What will the future be and what will the games leave as their legacy?  I don't know and no one does, but they have served a purpose to strengthen national pride and open Poland to the rest of Europe.  Whether the gamble that they'll increase tourism and investment will pay off, that's something we'll just have to wait and see.

Thursday, June 7, 2012

Obligatory Post About "Koko Euro Spoko"

As the Euro2012 bears down on us—the opening match merely a day away—I feel compelled to mention the Euro2012 anthem for Poland, "Koko Euro Spoko"by Jarzebina.  Translating to something like Bawk (or cluck) Euro Cool (Note: koko is the Polish word for the sound a chicken makes), the song was voted the winner of "Hit Bialo-Czerwonych" (Hit of the Red-Whites) in a live concert.  The song itself seems to be a semi-disco polo song with lyrics about the Euro2012 tournament, of course playing to nationalist feelings (it's cheering on the Polish National Team.)  It has all the expected imagery: red and white, eagles, balls flying high.  The song immediately led to a mass facepalming from just about everyone who wasn't at the concert voting for it.

Those are traditional folk outfits.  They're not dressed as nuns.  But also fucking check out the guitarists rock out on this one.

Many feel that it's an enormous embarrassment for Poland to choose a cheesy song like this: but they're really missing the point.  The worst part of the song is the lyrics, which are pretty lame; however, most foreigners won't understand the lyrics.  The same works in reverse when trying to tell non-Poles about how great Pan Tadeusz is (the plot is super-lame; one reads it for the language, which is lost upon non-Polish speakers.)
Not all are detractors though.  Some find the lyrics and tune pretty catchy (I myself have annoyed more than one co-worker with my incessant singing of "Ciesza sie Polacy!  Cieszy Ukrainia!"  (Note:  I'm not endorsing this song or admitting that it's good, it merely entered into my rotation of songs to sing out loud for the Euro2012 duration.)
The last I heard, they were not going to perform this for the opening match.

Awwww shit, son!  It's the remix!


This is not the first folk song inspired by soccer.  Maryla Rodowicz also performed for the 1974 World Cup, in which Poland placed third.

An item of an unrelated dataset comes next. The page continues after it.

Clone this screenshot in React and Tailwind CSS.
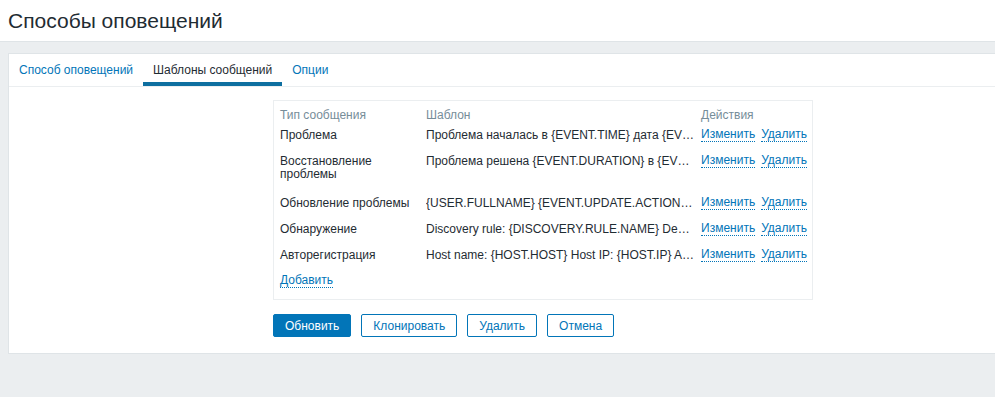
import React from 'react';

const rows = [
  { type: 'Проблема', tpl: 'Проблема началась в {EVENT.TIME} дата {EVENT.DATE}' },
  { type: 'Восстановление проблемы', tpl: 'Проблема решена {EVENT.DURATION} в {EVENT.RECOVERY.TIME}', tall: true },
  { type: 'Обновление проблемы', tpl: '{USER.FULLNAME} {EVENT.UPDATE.ACTION} problem at {EVENT.UPDATE.DATE}' },
  { type: 'Обнаружение', tpl: 'Discovery rule: {DISCOVERY.RULE.NAME} Device IP: {DISCOVERY.DEVICE.IPADDRESS}' },
  { type: 'Авторегистрация', tpl: 'Host name: {HOST.HOST} Host IP: {HOST.IP} Agent port: {HOST.PORT}' }
];

const DotLink = ({ children }) => (
  <a className="text-[#0275b8] border-b border-dotted border-[#0275b8] leading-[13px] cursor-pointer">{children}</a>
);

const App = () => {
  return (
    <div className="min-h-[397px] bg-[#ebeef0] text-[12px] text-[#1f2c33]" style={{ fontFamily: '"Liberation Sans", Arial, sans-serif' }}>
      <header className="h-[42px] bg-white border-b border-[#dfe4e7] px-[8px] flex items-center">
        <h1 className="text-[21px] font-normal leading-none -mt-[1px]">Способы оповещений</h1>
      </header>

      <div className="pl-[8px] pt-[11px]">
        <section className="bg-white border border-[#dfe4e7] border-r-0 h-[301px]">
          <nav className="flex h-[33px] border-b border-[#ebeef0]">
            <a className="px-[10px] flex items-center text-[#0275b8]">Способ оповещений</a>
            <a className="px-[10px] flex items-center border-b-[4px] border-[#0e6fa0] pt-[4px]">Шаблоны сообщений</a>
            <a className="px-[10px] flex items-center text-[#0275b8]">Опции</a>
          </nav>

          <div className="pl-[264px] pt-[13px]">
            <div className="w-[540px] border border-[#ebeef0] px-[6px] pt-[7px] pb-[5px]">
              <div className="grid grid-cols-[146px_275px_1fr] h-[14px] leading-[14px] text-[#768d99]">
                <div>Тип сообщения</div>
                <div>Шаблон</div>
                <div>Действия</div>
              </div>
              {rows.map((r) => (
                <div key={r.type} className={`grid grid-cols-[146px_275px_1fr] items-start leading-[14px] pt-[6px] ${r.tall ? 'h-[42px]' : 'h-[26px]'}`}>
                  <div className="pr-[10px] leading-[13px] pt-[1px]">{r.type}</div>
                  <div className="pr-[6px] truncate">{r.tpl}</div>
                  <div className="flex items-start gap-[6px]">
                    <DotLink>Изменить</DotLink>
                    <DotLink>Удалить</DotLink>
                  </div>
                </div>
              ))}
              <div className="h-[26px] pt-[6px] flex items-start">
                <DotLink>Добавить</DotLink>
              </div>
            </div>

            <div className="flex gap-[10px] mt-[14px]">
              <button className="h-[23px] px-[11px] rounded-[2px] bg-[#0275b8] text-white border border-[#0275b8]">Обновить</button>
              <button className="h-[23px] px-[11px] rounded-[2px] bg-white text-[#0275b8] border border-[#0275b8]">Клонировать</button>
              <button className="h-[23px] px-[11px] rounded-[2px] bg-white text-[#0275b8] border border-[#0275b8]">Удалить</button>
              <button className="h-[23px] px-[11px] rounded-[2px] bg-white text-[#0275b8] border border-[#0275b8]">Отмена</button>
            </div>
          </div>
        </section>
      </div>
    </div>
  );
};

export default App;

All I can say is that I can't wait to see if this is submitted for the Eurovision contest.  Won't that bring down the house.

Sunday, June 3, 2012

Muzeum Techniki

Until very recently, there was a Museum of Technology in the Palac Kultury i Nauki.  It closed on the 19th of May (the Night of the Museums).  I had never been there, I'm ashamed to say, even though I'm a big technology buff.  So, I decided to hit it up during its last day of operation.
The exterior matches the rest of the PKiN, but has a gigantic propeller and some other technological scraps lying about.  I was kind of excited.  I was anticipating mind-blowing exhibits, the type that would make me giddy to return to school.


The entrance.
It was reasonably priced at 6zl for a bilet ulgowny (reduced-price ticket for students).  The museum itself is worth the 6zl, but it's easy to see why it didn't make enough money to stay open.  The Centrum Kopernik in Powisle is flashy, new, and interactive.  This one is static and badly in need of an update.  That's not to say it was bad, but it wasn't exactly impressive.  It's like an Eyewitness book, but in 3D and worse captions.  They do have a large collection of old phones, sewing machines, computers they probably picked up at some yard sale (or got from school the donated all its moded hardware), and replicas and mockups of various rockets and flying machines.  It was a good two hours burned to wander through a section of the Palac I had never seen (and a reminder that the PKiN is actually pretty friggan huge).  There were some nice exhibits on the iron and coal industries and their histories in Poland.  It does help give a basic idea about how technology has evolved over time (especially in the 20th century).  It did make me feel old being able to point out several devices that I had used in the not-too-distant past (no Apple II though.)  Their display on photography was lacking (there was almost nothing, like four cameras), but they did have a bitchin' Canon XL.

How 'Mary' helped Grandma

The cities that could be broadcasting radio

Strange relics from the '80s and '90s

This was a not a display, but a curators desk (or a 'living' display).  No joke.

Like a VW Bug, only crappier.  There was a joke about crumple zones–zones that crumple up to absorb energy during a collision.  This car's crumple zones are the trunk and the engine bay (notice that the engine is within the passenger compartment).
It's sad to think that a museum like this will close its doors, but I'm honest when I'm saying that it was no great loss.  I'm hoping some other museum will open its doors soon there (it's such a great location). But, more likely, it'll turn into some cafe with a gym attached or a nightclub or something.  The collection can easily be sold on Allegro (Poland's eBay) and reap a tidy little amount of money for people hungering for nostalgia, or other museums of technology in sadder shapes than this one.  I'm comforted that the Centrum Kopernik still has long lines and rave reviews.  It's yet another museum I haven't been to, but I'll make it there, don't worry.

A 'certified' wallet elephant.
Well, that's about it for the Museum of Technology.